WHAT THE TASK REQUIRES: Gather the lines from the material that contain "this".

* BEGIN STORED ROWS *

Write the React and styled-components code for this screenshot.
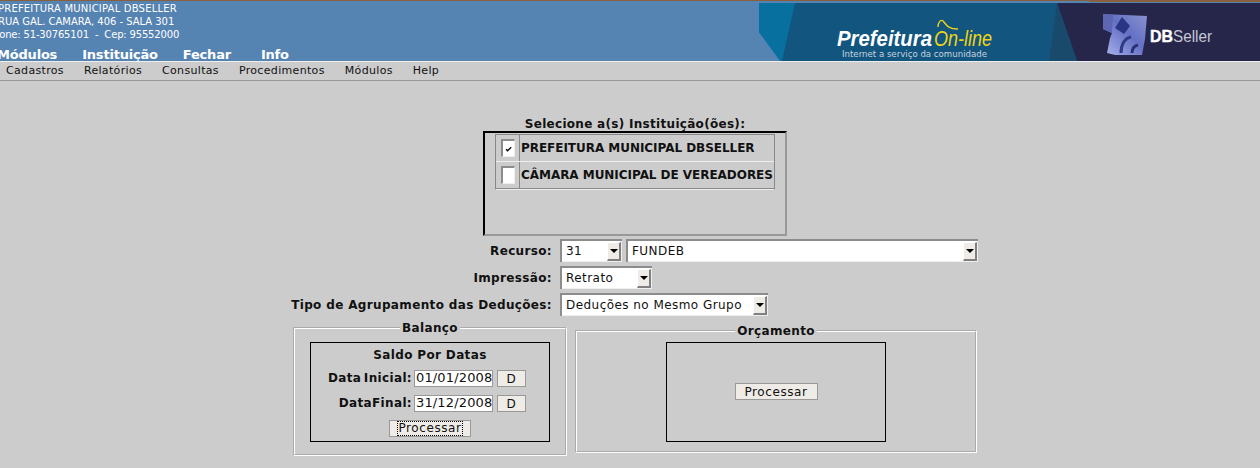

* END STORED ROWS *
* BEGIN STORED ROWS *

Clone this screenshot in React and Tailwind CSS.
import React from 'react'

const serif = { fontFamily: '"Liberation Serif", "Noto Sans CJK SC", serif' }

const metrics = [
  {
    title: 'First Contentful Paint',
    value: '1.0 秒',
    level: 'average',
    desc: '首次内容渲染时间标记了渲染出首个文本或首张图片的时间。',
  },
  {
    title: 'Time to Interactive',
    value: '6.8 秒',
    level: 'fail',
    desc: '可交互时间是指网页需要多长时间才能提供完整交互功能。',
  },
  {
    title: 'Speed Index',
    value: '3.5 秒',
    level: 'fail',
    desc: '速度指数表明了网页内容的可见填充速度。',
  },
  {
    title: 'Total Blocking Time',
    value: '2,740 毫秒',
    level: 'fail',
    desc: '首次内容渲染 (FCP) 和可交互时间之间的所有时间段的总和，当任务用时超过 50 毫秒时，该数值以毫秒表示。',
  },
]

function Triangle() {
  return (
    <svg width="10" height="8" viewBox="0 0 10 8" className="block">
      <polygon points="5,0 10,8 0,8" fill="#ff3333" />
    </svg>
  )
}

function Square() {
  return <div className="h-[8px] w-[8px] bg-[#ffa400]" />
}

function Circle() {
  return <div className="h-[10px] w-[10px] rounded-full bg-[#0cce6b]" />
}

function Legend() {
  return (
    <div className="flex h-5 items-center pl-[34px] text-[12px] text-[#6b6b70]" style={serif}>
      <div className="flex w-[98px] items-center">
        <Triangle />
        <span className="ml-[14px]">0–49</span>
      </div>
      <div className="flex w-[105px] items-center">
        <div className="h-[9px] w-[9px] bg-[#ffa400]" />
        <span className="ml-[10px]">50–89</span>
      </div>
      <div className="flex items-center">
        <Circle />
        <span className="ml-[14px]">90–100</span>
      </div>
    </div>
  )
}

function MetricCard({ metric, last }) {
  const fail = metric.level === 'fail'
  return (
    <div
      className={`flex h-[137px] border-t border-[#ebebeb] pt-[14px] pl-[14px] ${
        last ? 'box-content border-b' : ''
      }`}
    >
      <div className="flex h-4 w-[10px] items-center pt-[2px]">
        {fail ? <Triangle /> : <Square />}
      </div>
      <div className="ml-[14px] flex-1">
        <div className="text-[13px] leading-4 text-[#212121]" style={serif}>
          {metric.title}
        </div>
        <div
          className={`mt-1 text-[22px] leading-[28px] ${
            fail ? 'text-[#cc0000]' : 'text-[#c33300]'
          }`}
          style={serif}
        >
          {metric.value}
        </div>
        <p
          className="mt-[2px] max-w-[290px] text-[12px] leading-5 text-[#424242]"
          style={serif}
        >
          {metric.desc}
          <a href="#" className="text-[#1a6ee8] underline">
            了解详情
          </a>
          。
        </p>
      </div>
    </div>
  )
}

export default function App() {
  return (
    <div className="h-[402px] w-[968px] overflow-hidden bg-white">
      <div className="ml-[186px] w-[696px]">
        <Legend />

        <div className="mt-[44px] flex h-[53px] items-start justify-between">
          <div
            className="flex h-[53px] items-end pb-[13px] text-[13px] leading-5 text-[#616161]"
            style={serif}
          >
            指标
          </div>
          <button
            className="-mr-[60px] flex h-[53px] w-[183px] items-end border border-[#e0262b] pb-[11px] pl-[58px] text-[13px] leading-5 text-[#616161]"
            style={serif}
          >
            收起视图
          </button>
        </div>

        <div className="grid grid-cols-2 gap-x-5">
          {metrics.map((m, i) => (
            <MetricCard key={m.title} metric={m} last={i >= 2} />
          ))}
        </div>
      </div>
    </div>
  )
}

* END STORED ROWS *

THE ANSWER:
Write the React and styled-components code for this screenshot.
Clone this screenshot in React and Tailwind CSS.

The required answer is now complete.